Breakdown Phase of Pulsed N$_{2}$/He Atmospheric-pressure Micro-hollow Cathode Discharge Plasma

The breakdown phase of a pulsed N$_{2}$/He atmospheric-pressure micro-hollow cathode discharge plasma is studied by temporally resolved N$_{2}$ optical emission spectra as well as the waveforms of discharge current and voltage. The simultaneous measurements of N$_{2}$ emission and current in the pulsed plasma reveal the appearance of the current pulses which coincide with N$_{2}$ emission in the breakdown phase. N$_{2}$ emission intensity exhibits a sharp peak in the breakdown phase and becomes constant in the glow-discharge phase. Temporal variation of N$_{2}$ emission spectra indicates that N$_{2}$ rotational temperature remains below 500 K immediately after discharge ignition but rises promptly to 1000 K within 20 $\mu $s after the ignition.
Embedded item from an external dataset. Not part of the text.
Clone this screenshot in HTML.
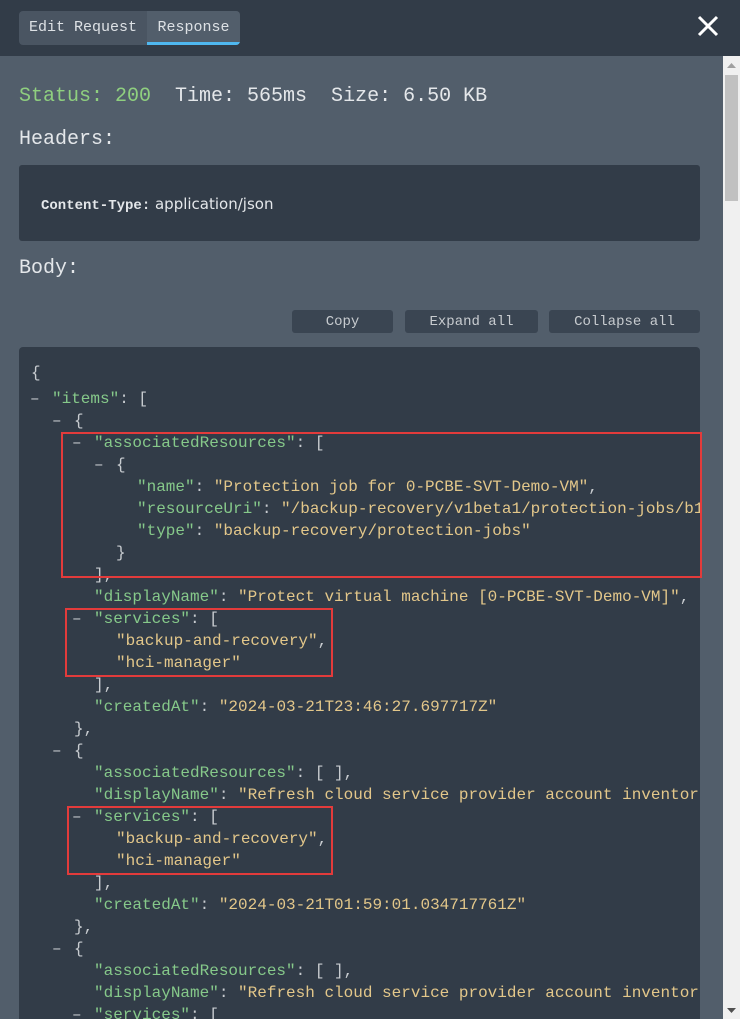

The average N$_{2}$ emission intensity during a current pulse in the breakdown phase is 3 orders of magnitude higher than that in the glow-discharge phase whereas the energy required for N$_{2}$ emission is lower by a factor of 60 during the current pulse than in the glow-discharge phase. Thus, in the breakdown phase, the plasma with high excitation and dissociation rates is likely to be generated efficiently even though neutral temperature remains low.